Every run captures per-step screenshots, each carrying a SHA-256 integrity hash printed in the report, and assembles a tamper-evident evidence record — any later alteration of a screenshot is detectable. The PDF execution summary opens with a short, model-written narrative laid over the deterministic step log — what was attempted, what happened, and the verified outcome of each step. You cannot fake what the engine did; the screenshots are the evidence.
The reports are aligned to ALCOA+, EU GMP Annex 11 and 21 CFR Part 11 and support human review; the AI executes the test and drafts the summary, and a qualified human reviews and adopts every artifact. It is alignment and supporting evidence, not a certification or an independent validation.
The cardinal rule: a test must never report PASS when it didn’t really pass.

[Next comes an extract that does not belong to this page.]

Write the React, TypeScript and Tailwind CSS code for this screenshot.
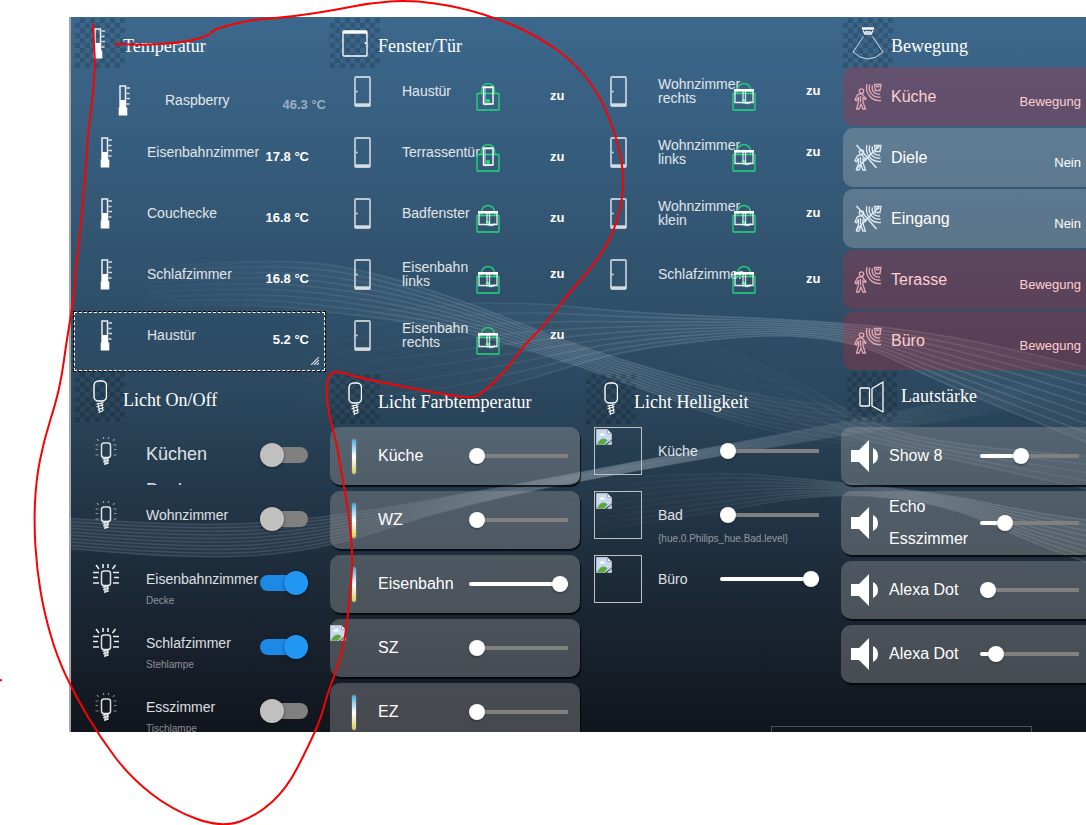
import React, { useState } from "react";

type Point = [number, number];

function smoothPath(points: Point[]): string {
  let d = `M${points[0][0]} ${points[0][1]}`;
  for (let i = 1; i < points.length - 1; i++) {
    const [x, y] = points[i];
    const [nx, ny] = points[i + 1];
    d += ` Q${x} ${y} ${(x + nx) / 2} ${(y + ny) / 2}`;
  }
  const last = points[points.length - 1];
  return d + ` L${last[0]} ${last[1]}`;
}

/* ---------- background ---------- */

type Bundle = { from: Point[]; to: Point[]; count: number; stops: [number, number][] };

const bundles: Bundle[] = [
  {
    from: [[60, 252], [170, 243], [270, 246], [390, 282], [520, 335], [700, 385], [900, 400]],
    to: [[60, 290], [170, 286], [270, 296], [390, 312], [520, 352], [700, 420], [900, 440]],
    count: 9,
    stops: [[0, 0], [0.3, 0.12], [0.6, 0.16], [0.75, 0.06], [1, 0]],
  },
  {
    from: [[200, 310], [330, 290], [450, 284], [560, 296], [760, 304], [880, 318], [1016, 350]],
    to: [[200, 400], [330, 392], [450, 366], [560, 330], [760, 312], [880, 370], [1016, 425]],
    count: 9,
    stops: [[0, 0], [0.2, 0.04], [0.45, 0.14], [0.7, 0.18], [0.85, 0.16], [1, 0.12]],
  },
  {
    from: [[-20, 500], [120, 510], [250, 502], [400, 476], [560, 446], [760, 408], [900, 380], [1016, 350]],
    to: [[-20, 530], [120, 543], [250, 534], [380, 490], [560, 454], [760, 420], [900, 400], [1016, 380]],
    count: 10,
    stops: [[0, 0.13], [0.3, 0.12], [0.55, 0.2], [0.75, 0.08], [1, 0]],
  },
  {
    from: [[480, 470], [620, 452], [760, 464], [880, 478], [960, 495], [1030, 505]],
    to: [[480, 520], [620, 500], [760, 474], [880, 488], [960, 525], [1030, 550]],
    count: 9,
    stops: [[0, 0], [0.35, 0.06], [0.65, 0.18], [1, 0.16]],
  },
  {
    from: [[560, 300], [700, 345], [800, 410], [900, 430], [1030, 440]],
    to: [[560, 320], [700, 400], [800, 425], [900, 446], [1030, 475]],
    count: 5,
    stops: [[0, 0], [0.4, 0.05], [0.65, 0.14], [1, 0.08]],
  },
];

function Waves() {
  return (
    <svg
      className="pointer-events-none absolute inset-0 size-full"
      viewBox="0 0 1016 715"
      preserveAspectRatio="none"
      aria-hidden="true"
    >
      {bundles.map((b, k) => {
        const end = b.from[b.from.length - 1][0];
        return (
          <g key={k} fill="none" stroke={`url(#wave-${k})`} strokeWidth="1.5">
            <defs>
              <linearGradient id={`wave-${k}`} gradientUnits="userSpaceOnUse" x1={b.from[0][0]} y1="0" x2={end} y2="0">
                {b.stops.map(([offset, opacity]) => (
                  <stop key={offset} offset={offset} stopColor="#d3e4f0" stopOpacity={opacity} />
                ))}
              </linearGradient>
            </defs>
            <path
              d={smoothPath(b.from) + smoothPath([...b.to].reverse()).replace("M", " L") + "Z"}
              fill={`url(#wave-${k})`}
              fillOpacity="0.4"
              stroke="none"
            />
            {Array.from({ length: b.count }, (_, i) => {
              const t = i / (b.count - 1);
              const pts = b.from.map((p, j): Point => [
                p[0] + (b.to[j][0] - p[0]) * t,
                p[1] + (b.to[j][1] - p[1]) * t,
              ]);
              return <path key={i} d={smoothPath(pts)} />;
            })}
          </g>
        );
      })}
    </svg>
  );
}

/* ---------- icons ---------- */

function Thermometer() {
  return (
    <svg width="14" height="31" viewBox="0 0 14 31" className="shrink-0" aria-hidden="true">
      <rect x="2" y="1" width="5.500" height="22" fill="none" stroke="#fff" strokeWidth="1.500" strokeOpacity="0.900" />
      <path d="M2 15h5.500v7.500h1.800v8H.7v-8H2z" fill="#fff" />
      <path d="M8.500 3h3.500M8.500 8.500h3M8.500 13.500h3.500M8.500 19h3" stroke="#fff" strokeWidth="1.300" strokeOpacity="0.800" />
    </svg>
  );
}

function Door() {
  return (
    <svg width="17" height="31" viewBox="0 0 17 31" className="shrink-0 opacity-80" aria-hidden="true">
      <rect x="1" y="1" width="15" height="29" rx="1" fill="none" stroke="#fff" strokeOpacity="0.850" strokeWidth="1.800" />
      <path d="M1 28.700h15" stroke="#fff" strokeWidth="2.800" />
      <circle cx="2.800" cy="15.500" r="0.900" fill="#fff" />
    </svg>
  );
}

function Lock({ kind }: { kind: "door" | "window" }) {
  return (
    <svg width="24" height="29" viewBox="0 0 24 29" className="relative shrink-0" aria-hidden="true">
      <path d="M5.500 11V8a6.500 6.500 0 0 1 13 0v3" fill="none" stroke="#24c878" strokeWidth="1.500" />
      <rect x="1" y="11.500" width="22" height="16.500" rx="0.500" fill="none" stroke="#22d97c" strokeWidth="1.300" />
      <circle cx="12" cy="19" r="2.200" fill="#22d97c" />
      {kind === "door" ? (
        <g fill="none" stroke="#fff">
          <path d="M7.500 5.500h9.500v16.500H7.500z" strokeWidth="1.400" />
          <path d="M6.500 5.200h11" strokeWidth="1.600" />
          <path d="M9 6v17l7-1.500" strokeWidth="1" strokeOpacity="0.700" />
        </g>
      ) : (
        <g fill="none" stroke="#fff">
          <path d="M12 17v5" stroke="#22d97c" strokeWidth="3" />
          <path d="M3 9v11.500h18V9" strokeWidth="1.300" strokeOpacity="0.900" />
          <path d="M2 8.300h20" strokeWidth="2.600" />
          <path d="M11 9v10M13.500 9v12q3 1.500 5.500-1.500" strokeWidth="1.400" strokeOpacity="0.750" />
        </g>
      )}
    </svg>
  );
}

function WindowIcon() {
  return (
    <svg width="26" height="27" viewBox="0 0 26 27" aria-hidden="true">
      <rect x="1" y="1" width="24" height="25" rx="1" fill="none" stroke="#fff" strokeWidth="1.300" />
      <path d="M1 2.300h24" stroke="#fff" strokeWidth="2.800" />
      <circle cx="23.500" cy="13" r="1" fill="#fff" />
    </svg>
  );
}

function SensorIcon() {
  return (
    <svg width="32" height="33" viewBox="0 0 32 33" fill="none" stroke="#fff" aria-hidden="true">
      <path d="M10 1.500h12" strokeWidth="2.400" />
      <path d="M11 3.500l2 3.500h6l2-3.500M13 5h6" strokeWidth="1.300" />
      <path d="M11.500 9.500L1 25q15 14 30 0L20.500 9.500" strokeWidth="0.900" strokeOpacity="0.850" />
    </svg>
  );
}

function BulbHeader() {
  return (
    <svg width="14" height="34" viewBox="0 0 14 34" fill="none" stroke="#fff" aria-hidden="true">
      <rect x="1" y="1" width="12.500" height="20" rx="4.500" strokeWidth="1.400" />
      <path d="M3.500 24l7 -1.500M3.500 27l7-2.500M4.500 30l6-2.500M5.500 32.500l4-1.500M5 23l1.500 9M8.500 22.500L10 31" strokeWidth="1.100" />
    </svg>
  );
}

function BulbRow({ on }: { on: boolean }) {
  return (
    <svg width="28" height="32" viewBox="0 0 28 32" fill="none" stroke="#fff" className="shrink-0" aria-hidden="true">
      <rect x="9.500" y="8" width="9" height="14.500" rx="2.500" strokeWidth="1.500" strokeOpacity="0.850" />
      <path d="M10.500 24l6.500-1M11 26.500l6-1.500M12 29l4.500-1.500M12.500 23l1 7M15 23l1 6" strokeWidth="1.500" strokeOpacity="0.850" />
      {on ? (
        <path
          d="M4 2l3 4M11 1v4M16 1v4M23.500 2l-3 4M1 9.500h6M1 14.500h5M1 20h6M21 9.500h6M22 14.500h5M21 20h6"
          strokeWidth="1.600"
          strokeOpacity="0.900"
        />
      ) : (
        <path
          d="M5 4l1.500 2M11.500 2v2M16.500 2v2M22.500 4l-1.500 2M3.500 10h3M3.500 14.500h2.500M3.500 20h3M21.500 10h3M22 14.500h2.500M21.500 20h3"
          strokeWidth="1.200"
          strokeOpacity="0.500"
        />
      )}
    </svg>
  );
}

function SpeakerOutline() {
  return (
    <svg width="26" height="32" viewBox="0 0 26 32" fill="none" stroke="#fff" strokeWidth="1.300" aria-hidden="true">
      <rect x="1" y="7" width="9.500" height="18" rx="1" />
      <path d="M13 7.500L24 1v30L13 25z" strokeLinejoin="round" />
    </svg>
  );
}

function SpeakerSolid() {
  return (
    <svg width="27" height="32" viewBox="0 0 27 32" fill="#fff" className="shrink-0" aria-hidden="true">
      <path d="M0 10h8L18 0v32L8 22H0z" />
      <path d="M22 8q5 2.500 5 8t-5 8z" />
    </svg>
  );
}

function MotionIcon({ active }: { active: boolean }) {
  const color = active ? "#e0a9b4" : "#e0eaf2";
  return (
    <svg width="28" height="28" viewBox="0 0 28 28" fill="none" stroke={color} strokeWidth="1.300" className="shrink-0" aria-hidden="true">
      <path d="M20.500 1.500h6.500l-1 6h-4.500zM22 3.500h3.500" />
      <path d="M18.500 2.500A6.500 6.500 0 0 0 26 11M15.800 1.500A9.500 9.500 0 0 0 26.500 14M13 1A13 13 0 0 0 27 17.500" />
      <circle cx="7.500" cy="8" r="2.200" />
      <path d="M6 11q-2.500 0-3.500 2.500L1 17l1.500.8L4.500 14v5L2.500 26H5l2-5 2 5h2.500L9 19v-4l2.500 1.500.5-1.200L9.500 13 8.500 11zM6.500 13v6" />
      {!active && <path d="M2.500 1l20 23M25 2L2 25" strokeWidth="1.500" />}
    </svg>
  );
}

function BrokenImage() {
  return (
    <svg width="16" height="16" viewBox="0 0 16 16" aria-hidden="true">
      <path d="M.5.500h11l4 4v6L9 15.500H.5z" fill="#c6d8f6" stroke="#b8b8b8" />
      <path d="M11.500.500v4h4z" fill="#fff" stroke="#a8a8a8" />
      <path d="M3 6.500q.3-1.800 2-1.800.8-1.500 2.200-.5 1.800.3 1.800 2.300z" fill="#fff" />
      <path d="M1 15.500q2.500-6 6.500-6 2.500 0 4 2L8 15.500z" fill="#59a93b" />
      <path d="M11.500 15.500l4-3.500v3.500z" fill="#c6d8f6" stroke="#b8b8b8" />
    </svg>
  );
}

function TemperatureBar() {
  return (
    <span className="block h-[35px] w-1 rounded-full bg-linear-to-b from-[#3aa9dc] via-white to-[#d9cc45] shadow-[0_0_2px_rgba(255,255,255,0.35)]" />
  );
}

/* ---------- shared parts ---------- */

function Header({ title, icon, shift = false, high = false }: { title: string; icon: React.ReactNode; shift?: boolean; high?: boolean }) {
  return (
    <header className={shift ? "flex h-[50px] gap-1 pl-1" : "flex h-[50px]"}>
      <span className="flex size-[50px] shrink-0 items-center justify-center bg-[repeating-conic-gradient(rgba(0,0,0,0.16)_0_25%,transparent_0_50%)] bg-[length:10px_10px]">
        {icon}
      </span>
      <h2
        className={
          high
            ? "pt-[14px] font-['Liberation_Serif',serif] text-[18px] leading-5 whitespace-nowrap text-white"
            : "-ml-0.5 pt-[18px] font-['Liberation_Serif',serif] text-[18px] leading-5 whitespace-nowrap text-white"
        }
      >
        {title}
      </h2>
    </header>
  );
}

function Slider({ label, initial }: { label: string; initial: number }) {
  const [value, setValue] = useState(initial);
  return (
    <input
      type="range"
      aria-label={label}
      value={value}
      onChange={(e) => setValue(Number(e.target.value))}
      style={{ background: `linear-gradient(to right, #fff ${value}%, #808080 ${value}%)` }}
      className="block h-1 w-[99px] shrink-0 appearance-none rounded-l-full [&::-webkit-slider-thumb]:size-4 [&::-webkit-slider-thumb]:appearance-none [&::-webkit-slider-thumb]:rounded-full [&::-webkit-slider-thumb]:bg-white [&::-webkit-slider-thumb]:shadow-[0_1px_2px_rgba(0,0,0,0.4)]"
    />
  );
}

function Toggle({ label, initial }: { label: string; initial: boolean }) {
  const [on, setOn] = useState(initial);
  return (
    <input
      type="checkbox"
      role="switch"
      aria-label={label}
      checked={on}
      onChange={(e) => setOn(e.target.checked)}
      className="flex h-4 w-12 shrink-0 appearance-none items-center rounded-full bg-[#808080] before:block before:size-6 before:rounded-full before:bg-[#c0c0c0] before:shadow-[0_1px_3px_rgba(0,0,0,0.5)] checked:bg-[#1e88e5] checked:before:translate-x-6 checked:before:bg-[#2196f3]"
    />
  );
}

/* ---------- widgets ---------- */

const temperatures = [
  { name: "Raspberry", value: "46.3 °C", stale: true },
  { name: "Eisenbahnzimmer", value: "17.8 °C" },
  { name: "Couchecke", value: "16.8 °C" },
  { name: "Schlafzimmer", value: "16.8 °C" },
  { name: "Haustür", value: "5.2 °C", selected: true },
];

function TemperatureRow({ item }: { item: (typeof temperatures)[number] }) {
  return (
    <li className={item.stale ? "relative flex h-[61px] pt-[18px] pl-12" : "relative flex h-[61px] pt-[9px] pl-[30px]"}>
      <Thermometer />
      <span className="mt-2 ml-[33px] w-[114px] text-[14px] leading-[14px] whitespace-nowrap text-white/85">{item.name}</span>
      <span
        className={
          item.stale
            ? "mt-[13px] w-12 text-right text-[13px] leading-[14px] font-bold whitespace-nowrap text-white/50"
            : "mt-[13px] w-12 text-right text-[13px] leading-[14px] font-bold whitespace-nowrap text-white"
        }
      >
        {item.value}
      </span>
      {item.selected && (
        <span className="absolute inset-y-0 right-0 left-[3px] border border-dashed border-black">
          <span className="block size-full border border-dashed border-white" />
          <svg className="absolute right-1.5 bottom-1.5" width="8" height="8" viewBox="0 0 8 8" aria-hidden="true">
            <path d="M0 8L8 0M3 8l5-5M6 8l2-2" stroke="#d5dbe0" strokeWidth="1.200" />
          </svg>
        </span>
      )}
    </li>
  );
}

type Opening = { name: string; kind: "door" | "window"; twoLines?: boolean };

const openingsA: Opening[] = [
  { name: "Haustür", kind: "door" },
  { name: "Terrassentür", kind: "door" },
  { name: "Badfenster", kind: "window" },
  { name: "Eisenbahn links", kind: "window", twoLines: true },
  { name: "Eisenbahn rechts", kind: "window", twoLines: true },
];

const openingsB: Opening[] = [
  { name: "Wohnzimmer rechts", kind: "window", twoLines: true },
  { name: "Wohnzimmer links", kind: "window", twoLines: true },
  { name: "Wohnzimmer klein", kind: "window", twoLines: true },
  { name: "Schlafzimmer", kind: "window" },
];

function OpeningRow({ item }: { item: Opening }) {
  return (
    <li className="flex h-[61px] pt-[9px] pl-7">
      <Door />
      <span className="ml-[31px] flex h-[30px] w-[74px] items-center text-[14px] leading-[14px] text-white/85">{item.name}</span>
      <span className="pt-1.5">
        <Lock kind={item.kind} />
      </span>
      <span
        className={
          item.twoLines
            ? "mt-2 ml-[50px] text-[13px] leading-[14px] font-bold text-white"
            : "mt-[13px] ml-[50px] text-[13px] leading-[14px] font-bold text-white"
        }
      >
        zu
      </span>
    </li>
  );
}

const motions = [
  { name: "Küche", active: true },
  { name: "Diele", active: false },
  { name: "Eingang", active: false },
  { name: "Terasse", active: true },
  { name: "Büro", active: true },
];

function MotionCard({ name, active }: { name: string; active: boolean }) {
  return (
    <li
      className={
        active
          ? "flex h-[59px] items-center rounded-[10px] bg-[#e01c2c]/25 pr-[13px] pl-[11px] text-[#ffd0d0]"
          : "flex h-[59px] items-center rounded-[10px] bg-[#d4d4d4]/26 pr-[13px] pl-[11px] text-white"
      }
    >
      <MotionIcon active={active} />
      <span className="ml-[9px] flex-1 text-[16px] leading-5">{name}</span>
      <span className="pt-2.5 text-[13px] leading-4">{active ? "Bewegung" : "Nein"}</span>
    </li>
  );
}

const lights = [
  { name: "Küchen Decke", on: false, large: true },
  { name: "Wohnzimmer", on: false },
  { name: "Eisenbahnzimmer", on: true, sub: "Decke" },
  { name: "Schlafzimmer", on: true, sub: "Stehlampe" },
  { name: "Esszimmer", on: false, sub: "Tischlampe" },
];

function LightRow({ item }: { item: (typeof lights)[number] }) {
  return (
    <li className="flex h-[58px] overflow-hidden pl-[22px]">
      <span className="pt-2">
        <BulbRow on={item.on} />
      </span>
      <span className="ml-[26px] w-[114px] text-white/85">
        {item.large ? (
          <span className="block w-[70px] pt-[9px] text-[18px] leading-9">{item.name}</span>
        ) : (
          <span className="block pt-4 text-[14px] leading-4">{item.name}</span>
        )}
        {item.sub && <span className="mt-2 block text-[10px] leading-3 text-white/50">{item.sub}</span>}
      </span>
      <span className="flex h-14 items-center">
        <Toggle label={item.name} initial={item.on} />
      </span>
    </li>
  );
}

const cardClass =
  "relative flex h-[58px] items-center rounded-[10px] bg-[#a0a0a0]/37 shadow-[1px_2px_1px_rgba(0,0,0,0.75)]";

const colourTemps = [
  { name: "Küche", value: 0 },
  { name: "WZ", value: 0 },
  { name: "Eisenbahn", value: 100 },
  { name: "SZ", value: 0, broken: true },
  { name: "EZ", value: 0 },
];

const brightness = [
  { name: "Küche", value: 0 },
  { name: "Bad", value: 0, sub: "{hue.0.Philips_hue.Bad.level}" },
  { name: "Büro", value: 100 },
];

const volumes = [
  { name: "Show 8", value: 40 },
  { name: "Echo Esszimmer", value: 20, tall: true },
  { name: "Alexa Dot", value: 0 },
  { name: "Alexa Dot", value: 10 },
];

/* ---------- hand-drawn marker ---------- */

const marker: Point[] = [
  [93, 24], [94, 45], [95, 62], [94, 80], [92, 105], [88, 132], [87, 155], [83, 200], [80, 235], [76, 265], [75, 285],
  [71, 315], [66, 345], [62, 375], [56, 402], [44, 440], [36, 480], [34, 525], [37, 570], [44, 612], [57, 657], [76, 697],
  [100, 737], [130, 777], [172, 810], [222, 828], [258, 815], [287, 788], [308, 747], [321, 718], [327, 695], [338, 666],
  [345, 640], [350, 595], [353, 560], [349, 515], [341, 470], [336, 440], [328, 412], [326, 385], [331, 371], [345, 373],
  [360, 378], [420, 390], [472, 399], [484, 392], [508, 368], [524, 345], [545, 325], [568, 294], [600, 258], [618, 222],
  [625, 180], [617, 138], [600, 95], [572, 60], [538, 37], [507, 22], [460, 7], [410, 0], [370, 3], [335, 10], [290, 17],
  [250, 20], [226, 26], [213, 30], [210, 35], [187, 42], [150, 45], [115, 44],
];

function Marker() {
  return (
    <svg
      className="pointer-events-none absolute top-0 left-0"
      width="640"
      height="825"
      viewBox="0 0 640 825"
      fill="none"
      stroke="#f80202"
      strokeWidth="2"
      strokeLinecap="round"
      strokeLinejoin="round"
      aria-hidden="true"
    >
      <path d={smoothPath(marker)} />
      <path d="M1 680v.5" />
    </svg>
  );
}

export default function App() {
  return (
    <div className="relative flex h-screen flex-col overflow-hidden bg-white pt-[17px] pb-[93px] pl-[69px] font-['Liberation_Sans',Arial,sans-serif]">
      <main className="relative min-h-0 flex-1 overflow-hidden border-l-2 border-[#a6a6a6] bg-linear-to-b from-[#3c688d] from-0% via-[#2b485f] via-52% to-[#11151d] to-100%">
        <Waves />
        <div className="relative -ml-px grid w-[calc(100%+9px)] grid-cols-4">
          <section className="pt-px">
            <div className="pl-[5px]">
              <Header title="Temperatur" icon={<Thermometer />} />
            </div>
            <ul className="-mt-px">
              {temperatures.map((t) => (
                <TemperatureRow key={t.name} item={t} />
              ))}
            </ul>
          </section>

          <section className="pt-px">
            <div className="pl-1">
              <Header title="Fenster/Tür" icon={<WindowIcon />} />
            </div>
            <ul className="-mt-px">
              {openingsA.map((o) => (
                <OpeningRow key={o.name} item={o} />
              ))}
            </ul>
          </section>

          <section className="pt-[50px]">
            <ul>
              {openingsB.map((o) => (
                <OpeningRow key={o.name} item={o} />
              ))}
            </ul>
          </section>

          <section className="pt-px pl-[5px]">
            <Header title="Bewegung" icon={<SensorIcon />} />
            <ul className="-mt-px flex flex-col gap-0.5">
              {motions.map((m) => (
                <MotionCard key={m.name} name={m.name} active={m.active} />
              ))}
            </ul>
          </section>

          <section>
            <div className="pb-[5px] pl-[5px]">
              <Header title="Licht On/Off" icon={<BulbHeader />} />
            </div>
            <ul className="flex flex-col gap-1.5">
              {lights.map((l) => (
                <LightRow key={l.name} item={l} />
              ))}
            </ul>
          </section>

          <section className="pt-0.5 pr-0.5 pl-1">
            <div className="pb-[3px]">
              <Header title="Licht Farbtemperatur" icon={<BulbHeader />} />
            </div>
            <ul className="flex flex-col gap-1.5">
              {colourTemps.map((c) => (
                <li key={c.name} className={cardClass}>
                  {c.broken ? (
                    <span className="w-12 self-start pt-1.5">
                      <BrokenImage />
                    </span>
                  ) : (
                    <span className="w-12 pl-[22px]">
                      <TemperatureBar />
                    </span>
                  )}
                  <span className="w-[91px] text-[16px] leading-5 text-white">{c.name}</span>
                  <Slider label={c.name} initial={c.value} />
                </li>
              ))}
            </ul>
          </section>

          <section className="pt-0.5 pl-1">
            <div className="pb-[3px]">
              <Header title="Licht Helligkeit" icon={<BulbHeader />} />
            </div>
            <ul className="flex flex-col gap-1.5 pl-2">
              {brightness.map((b) => (
                <li key={b.name} className="h-[58px]">
                  <div className="flex h-12 items-center">
                    <span className="size-12 shrink-0 border border-[#c0c0c0] p-px">
                      <BrokenImage />
                    </span>
                    <span className="ml-4 w-[62px] text-[14px] leading-[14px] text-white/85">{b.name}</span>
                    <Slider label={b.name} initial={b.value} />
                  </div>
                  {b.sub && <p className="-mt-1.5 pl-16 text-[10px] leading-3 text-white/50">{b.sub}</p>}
                </li>
              ))}
            </ul>
          </section>

          <section className="pl-[3px]">
            <div className="pb-[5px] pl-0.5">
              <Header title="Lautstärke" icon={<SpeakerOutline />} shift high />
            </div>
            <ul className="flex flex-col gap-1.5">
              {volumes.map((v, i) => (
                <li
                  key={i}
                  className={
                    v.tall
                      ? "flex h-16 items-center rounded-[10px] bg-[#a0a0a0]/37 pl-2.5 shadow-[1px_2px_1px_rgba(0,0,0,0.75)]"
                      : "flex h-[58px] items-center rounded-[10px] bg-[#a0a0a0]/37 pl-2.5 shadow-[1px_2px_1px_rgba(0,0,0,0.75)]"
                  }
                >
                  <SpeakerSolid />
                  <span className="ml-[11px] w-[91px] text-[16px] leading-8 text-white">{v.name}</span>
                  <Slider label={v.name} initial={v.value} />
                </li>
              ))}
            </ul>
          </section>
        </div>
        <div className="absolute bottom-0 left-[700px] h-1.5 w-[261px] border-x border-t border-[#4b5259]" />
      </main>
      <Marker />
    </div>
  );
}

A wall the agent cannot legitimately get past — a login screen, a permission dialog, a file download, an unexpected popup, an SSRF-blocked navigation — fails the step loudly through outcome verification, with a clear run-level banner, rather than quietly going green.
By default the agent drives a server-side headless Chromium — no setup, runs anywhere. Optionally it can drive the user’s own browser through a Chrome extension, for flows that need an already-authenticated session. A run is a long-lived background task streamed live to the dashboard, so you watch it execute step by step instead of waiting for a verdict at the end.
A run streams from memory while it executes and is written through to a relational store (PostgreSQL): runs, steps, traces and the evidence record. A finished run’s evidence is durable and re-openable — the live view and the permanent record are the same data, captured once.
These are the concrete bindings of the architecture above — the hosting, browser, intelligence and packaging. They are swappable implementation choices, not the architecture.
A plain-English test is compiled to steps (the compiler and the agent each call the external model on the ColdVault Platform); the agent runs an act-and-verify loop — observing and acting on a headless browser by grid grounding — and emits a tamper-evident evidence record.